From: Colin Coe <colin....@gmail.com<mailto:colin....@gmail.com>>
Sent: Monday, August 7, 2017 4:48 AM
To: Moacir Ferreira
Cc: users@ovirt.org<mailto:users@ovirt.org>
Subject: Re: [ovirt-users] Good practices

1) RAID5 may be a performance hit-

2) I'd be inclined to do this as JBOD by creating a distributed disperse volume 
on each server.  Something like

echo gluster volume create dispersevol disperse-data 5 redundancy 2 \
$(for SERVER in a b c; do for BRICK in $(seq 1 5); do echo -e 
"server${SERVER}:/brick/brick-${SERVER}${BRICK}/brick \c"; done; done)

3) I think the above.

4) Gluster does support tiering, but IIRC you'd need the same number of SSD as 
spindle drives.  There may be another way to use the SSD as a fast cache.

Where are you putting the OS?

Hope I understood the question...


On Sun, Aug 6, 2017 at 10:49 PM, Moacir Ferreira 
<moacirferre...@hotmail.com<mailto:moacirferre...@hotmail.com>> wrote:

I am willing to assemble a oVirt "pod", made of 3 servers, each with 2 CPU 
sockets of 12 cores, 256GB RAM, 7 HDD 10K, 1 SSD. The idea is to use GlusterFS 
to provide HA for the VMs. The 3 servers have a dual 40Gb NIC and a dual 10Gb 
NIC. So my intention is to create a loop like a server triangle using the 40Gb 
NICs for virtualization files (VMs .qcow2) access and to move VMs around the 
pod (east /west traffic) while using the 10Gb interfaces for giving services to 
the outside world (north/south traffic).

This said, my first question is: How should I deploy GlusterFS in such oVirt 
scenario? My questions are:

1 - Should I create 3 RAID (i.e.: RAID 5), one on each oVirt node, and then 
create a GlusterFS using them?

2 - Instead, should I create a JBOD array made of all server's disks?
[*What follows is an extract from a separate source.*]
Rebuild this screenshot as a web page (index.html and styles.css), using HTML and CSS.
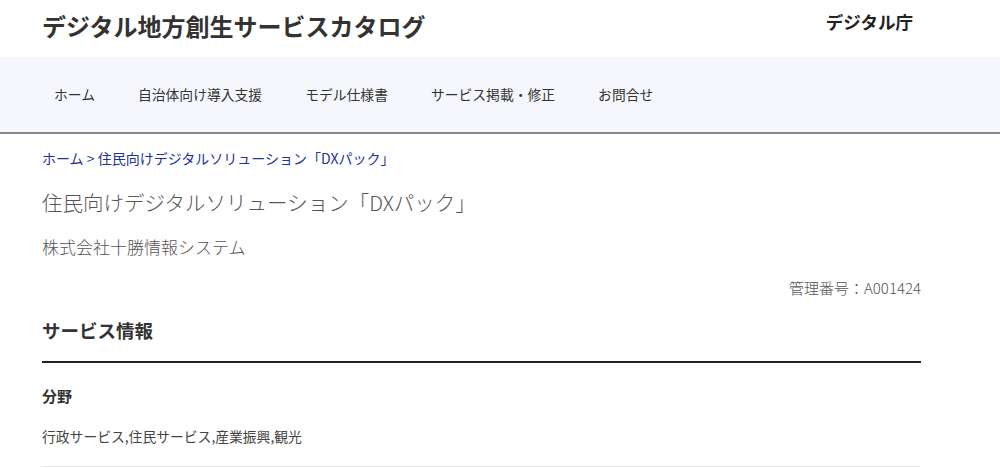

3 - What is the best Gluster configuration to provide for HA while not 
consuming too much disk space?

4 - Does a oVirt hypervisor pod like I am planning to build, and the 
virtualization environment, benefits from tiering when using a SSD disk? And 
yes, will Gluster do it by default or I have to configure it to do so?

At the bottom line, what is the good practice for using GlusterFS in small pods 
for enterprises?

You opinion/feedback will be really appreciated!